Witnessing the incidental touch of other people in a retail environment can also shape consumer touch behavior (Morales, 2010) due to ‘contagion effect’. That is, the belief that once a person touches an object something of that person is transferred to the object. Research has shown that where the contagion effect is negative – that is it devalues an object this is related to fear of contamination or more directly to the consumer’s response to either the person who has touched the object (who is usually unknown to them). Positive contagion effect is rare, and related to the source of the touch being liked or aspirational. The specifics of a product, the preferences of an individual, and situational factors (the particularities of an environment, e.g. signs encouraging touch, the taking of objects out of cabinets to be touched, or a lack of touch) all combine to shape people’s motivations to touch.
How to seduce people into touching an object is at the heart of marketing. Strategies include offering consumers ‘tangible comparisons of materials’, novel textures and surfaces, modeling the enjoyment of touching an object.
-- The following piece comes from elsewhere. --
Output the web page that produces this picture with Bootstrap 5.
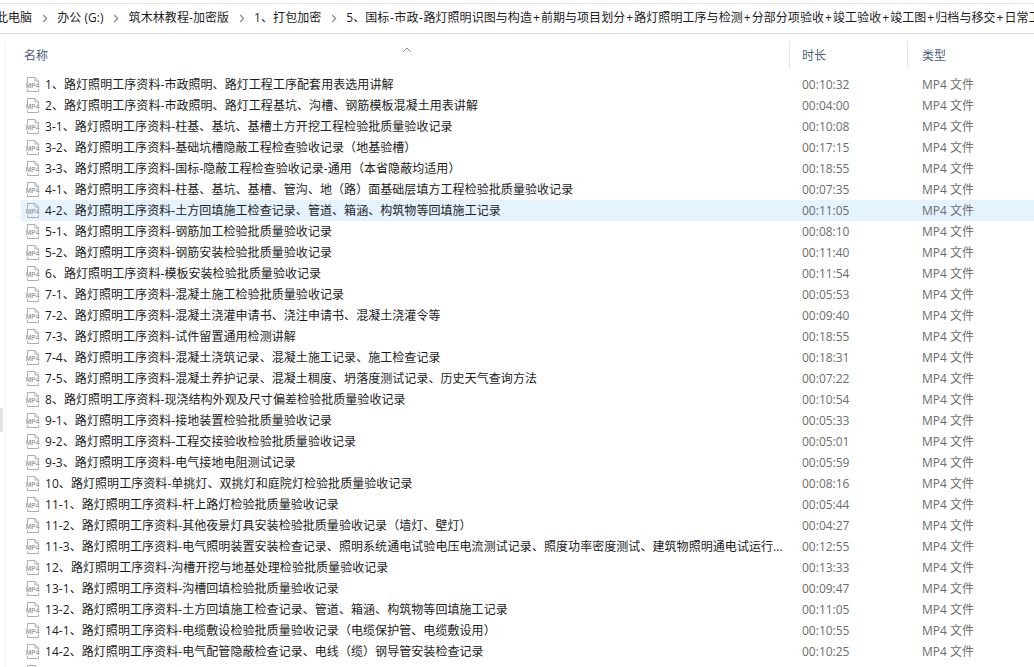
<!DOCTYPE html>
<html lang="zh-CN">
<head>
<meta charset="utf-8">
<title>文件列表</title>
<link rel="stylesheet" href="https://cdn.jsdelivr.net/npm/bootstrap@5.3.0/dist/css/bootstrap.min.css">
<style>
html,body{height:667px;overflow:hidden;background:#fff}
body{font-family:"Open Sans","Noto Sans CJK SC",sans-serif;font-size:12px;color:#1c1c1c;line-height:21px}
.fx-crumbs{height:31px;margin-top:3px;border-top:1px solid #e3e3e3;border-bottom:1px solid #dcdcdc;white-space:nowrap;overflow:hidden;line-height:28px;letter-spacing:.06px}
.fx-crumb-first{margin-left:-4px}
.fx-sep{width:25px;flex:none}
.fx-plus{padding:0 1px}
.fx-dash{padding:0 .5px}
.fx-pane{margin-left:5px;border-left:1px solid #f3f3f3;height:633px;position:relative}
.fx-head{height:27px;margin-top:7px;color:#4c607a;line-height:29px}
.fx-cname{width:783px;padding-left:18px;flex:none}
.fx-cdur{width:118px;padding-left:12px;flex:none;border-left:1px solid #e5e5e5}
.fx-ctype{flex:1;padding-left:14px;border-left:1px solid #e5e5e5}
.fx-sort{position:absolute;left:396px;top:6px}
.fx-list{margin-top:6px}
.fx-row{height:21px;white-space:nowrap}
.fx-row.fx-sel{background:#e5f3ff;margin-left:15px}
.fx-row.fx-sel .fx-n{width:768px;padding-left:4px}
.fx-n{width:783px;flex:none;padding-left:19px;display:flex;align-items:center;gap:4px;letter-spacing:.06px}
.fx-d{width:118px;flex:none;padding-left:13px;color:#6d6d6d}
.fx-t{flex:1;padding-left:15px;color:#6d6d6d}
.fx-ico{flex:none;margin-top:-1px}
#fx-mp4 text{font-family:"Liberation Sans",sans-serif;font-size:6.6px;font-weight:700;fill:#a2a2a2}
.fx-mark{position:absolute;left:0;top:408px;width:3px;height:24px;background:#e2e2e2}
</style>
</head>
<body>
<svg width="0" height="0" class="position-absolute">
<defs>
<symbol id="fx-mp4" viewBox="0 0 16 17">
<path d="M2.5 7V1.5H10L13.5 5V7M10 1.5V5H13.5M2.5 13V15.5H13.5V13" fill="none" stroke="#aeaeae" stroke-width="1"/>
<text x=".7" y="12.2">MP4</text>
</symbol>
</defs>
</svg>
<div class="fx-mark"></div>
<div class="fx-crumbs d-flex">
<span class="fx-crumb-first">此电脑</span>
<span class="fx-sep d-flex align-items-center justify-content-center"><svg width="6" height="9" viewBox="0 0 6 9"><path d="M1.2 1L4.6 4.5L1.2 8" fill="none" stroke="#8a8a8a" stroke-width="1.2"/></svg></span>
<span>办公 (G:)</span>
<span class="fx-sep d-flex align-items-center justify-content-center"><svg width="6" height="9" viewBox="0 0 6 9"><path d="M1.2 1L4.6 4.5L1.2 8" fill="none" stroke="#8a8a8a" stroke-width="1.2"/></svg></span>
<span>筑木林教程-加密版</span>
<span class="fx-sep d-flex align-items-center justify-content-center"><svg width="6" height="9" viewBox="0 0 6 9"><path d="M1.2 1L4.6 4.5L1.2 8" fill="none" stroke="#8a8a8a" stroke-width="1.2"/></svg></span>
<span>1、打包加密</span>
<span class="fx-sep d-flex align-items-center justify-content-center"><svg width="6" height="9" viewBox="0 0 6 9"><path d="M1.2 1L4.6 4.5L1.2 8" fill="none" stroke="#8a8a8a" stroke-width="1.2"/></svg></span>
<span>5、国标<span class="fx-dash">-</span>市政<span class="fx-dash">-</span>路灯照明识图与构造<span class="fx-plus">+</span>前期与项目划分<span class="fx-plus">+</span>路灯照明工序与检测<span class="fx-plus">+</span>分部分项验收<span class="fx-plus">+</span>竣工验收<span class="fx-plus">+</span>竣工图<span class="fx-plus">+</span>归档与移交<span class="fx-plus">+</span>日常工作</span>
</div>
<div class="fx-pane">
<svg class="fx-sort" width="10" height="6" viewBox="0 0 10 6"><path d="M1 5L5 1L9 5" fill="none" stroke="#8a8a8a" stroke-width="1"/></svg>
<div class="fx-head d-flex">
<div class="fx-cname">名称</div>
<div class="fx-cdur">时长</div>
<div class="fx-ctype">类型</div>
</div>
<div class="fx-list" id="fx-list"></div>
</div>
<script>
var rows=[
["1、路灯照明工序资料-市政照明、路灯工程工序配套用表选用讲解","00:10:32"],
["2、路灯照明工序资料-市政照明、路灯工程基坑、沟槽、钢筋模板混凝土用表讲解","00:04:00"],
["3-1、路灯照明工序资料-柱基、基坑、基槽土方开挖工程检验批质量验收记录","00:10:08"],
["3-2、路灯照明工序资料-基础坑槽隐蔽工程检查验收记录（地基验槽）","00:17:15"],
["3-3、路灯照明工序资料-国标-隐蔽工程检查验收记录-通用（本省隐蔽均适用）","00:18:55"],
["4-1、路灯照明工序资料-柱基、基坑、基槽、管沟、地（路）面基础层填方工程检验批质量验收记录","00:07:35"],
["4-2、路灯照明工序资料-土方回填施工检查记录、管道、箱涵、构筑物等回填施工记录","00:11:05"],
["5-1、路灯照明工序资料-钢筋加工检验批质量验收记录","00:08:10"],
["5-2、路灯照明工序资料-钢筋安装检验批质量验收记录","00:11:40"],
["6、路灯照明工序资料-模板安装检验批质量验收记录","00:11:54"],
["7-1、路灯照明工序资料-混凝土施工检验批质量验收记录","00:05:53"],
["7-2、路灯照明工序资料-混凝土浇灌申请书、浇注申请书、混凝土浇灌令等","00:09:40"],
["7-3、路灯照明工序资料-试件留置通用检测讲解","00:18:55"],
["7-4、路灯照明工序资料-混凝土浇筑记录、混凝土施工记录、施工检查记录","00:18:31"],
["7-5、路灯照明工序资料-混凝土养护记录、混凝土稠度、坍落度测试记录、历史天气查询方法","00:07:22"],
["8、路灯照明工序资料-现浇结构外观及尺寸偏差检验批质量验收记录","00:10:54"],
["9-1、路灯照明工序资料-接地装置检验批质量验收记录","00:05:33"],
["9-2、路灯照明工序资料-工程交接验收检验批质量验收记录","00:05:01"],
["9-3、路灯照明工序资料-电气接地电阻测试记录","00:05:59"],
["10、路灯照明工序资料-单挑灯、双挑灯和庭院灯检验批质量验收记录","00:08:16"],
["11-1、路灯照明工序资料-杆上路灯检验批质量验收记录","00:05:44"],
["11-2、路灯照明工序资料-其他夜景灯具安装检验批质量验收记录（墙灯、壁灯）","00:04:27"],
["11-3、路灯照明工序资料-电气照明装置安装检查记录、照明系统通电试验电压电流测试记录、照度功率密度测试、建筑物照明通电试运行...","00:12:55"],
["12、路灯照明工序资料-沟槽开挖与地基处理检验批质量验收记录","00:13:33"],
["13-1、路灯照明工序资料-沟槽回填检验批质量验收记录","00:09:47"],
["13-2、路灯照明工序资料-土方回填施工检查记录、管道、箱涵、构筑物等回填施工记录","00:11:05"],
["14-1、路灯照明工序资料-电缆敷设检验批质量验收记录（电缆保护管、电缆敷设用）","00:10:55"],
["14-2、路灯照明工序资料-电气配管隐蔽检查记录、电线（缆）钢导管安装检查记录","00:10:25"],
["",""]
];
var box=document.getElementById("fx-list");
rows.forEach(function(r,i){
  var el=document.createElement("div");
  el.className="fx-row d-flex"+(i===6?" fx-sel":"");
  el.innerHTML='<div class="fx-n"><svg class="fx-ico" width="16" height="17"><use href="#fx-mp4"/></svg><span>'+r[0]+'</span></div><div class="fx-d">'+r[1]+'</div><div class="fx-t">'+(r[1]?'MP4 文件':'')+'</div>';
  box.appendChild(el);
});
</script>
<script src="https://cdn.jsdelivr.net/npm/bootstrap@5.3.0/dist/js/bootstrap.bundle.min.js"></script>
</body>
</html>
Written descriptions and visual depictions can compensate for a lack of touch in some contexts and for some products. While people have different relationships to touch, for certain types of product qualities ‘there is no substitute for actual touch’, according to Peck and Childers.
Technology, notably online shopping and virtual reality, has changed the way retailers and brands operate over the past decade. However although more people are happy to purchase products online without the opportunity to feel them, a recent survey shows that the majority (75%) of people still want a physical experience when purchasing mobile phones, clothes, and furniture among other products. It is interesting to me that more than a century on from the first department store, it remains important for customers to touch and feel products in a physical store across a number of retail sectors. Although virtual try-on environments can give basic visual access to the experience of an object, touch currently remains out of reach. Current online environments provide a poor sense of materials, their weight, drape, how they might feel to touch, and do not convey the complex sensory experience of materials. iShoogle is an example of an innovative multi-touch interactive video representation of the tactile qualities of materials that aims to understand the felt properties of textiles and how people inherently touch and handle them to enhance the communication of tactile qualities of textiles. For the time being however, where there is no opportunity to touch (e.g. online or catalog) marketers and retailers continue to work to seduce and persuade consumers to buy. They use strategies to compensate for the lack of touch: the use of images and videos, showing others holding and touching object, writing that supports the imagining of owning and describing feeling, for example. These strategies are used alongside a good returns policy and an increased click and collect service: a combination enables shoppers a seamless experience that connects online (visual and audio) with physical (touch, olfactory) consumer experiences.
The potential to touch remains a strong aspect of marketing and purchasing behaviour: as consumers and researchers we need to be aware of and understand how it is being used to sell products.
References
Atkinson, Douglas and Orzechowski, Pawel and Petreca, Bruna and Bianchi-Berthouze, Nadia and Watkins, Penelope and Baurley, Sharon and Padilla, Stefano and Chantler, Mike (2013) Tactile Perceptions of Digital Textiles: A Design Research Methodology. In: CHI ’13 Proceedings of the SIGCHI Conference on Human Factors in Computing Systems. ACM, New York, pp. 1669-1678. ISBN 9781450318990
Constance Classen (2012) The Deepest Sense. Berg: Oxford.
Joann Peck (2010) Does touch matter? Chapter 2 in Aradhna Krishna (ed) Sensory marketing: research on the sensuality of products, Routledge: London.
Andrea Morales (2010) Understanding the role of incidental touch in consumer behavior. Chapter 4 in Aradhna Krishna (ed) Sensory marketing: research on the sensuality of products, Routledge: London.
Terry Childers and Joann Peck (2010) Informational and affective influences in consumer behavior. Chapter 5 in Aradhna Krishna (ed) Sensory marketing: research on the sensuality of products, Routledge: London.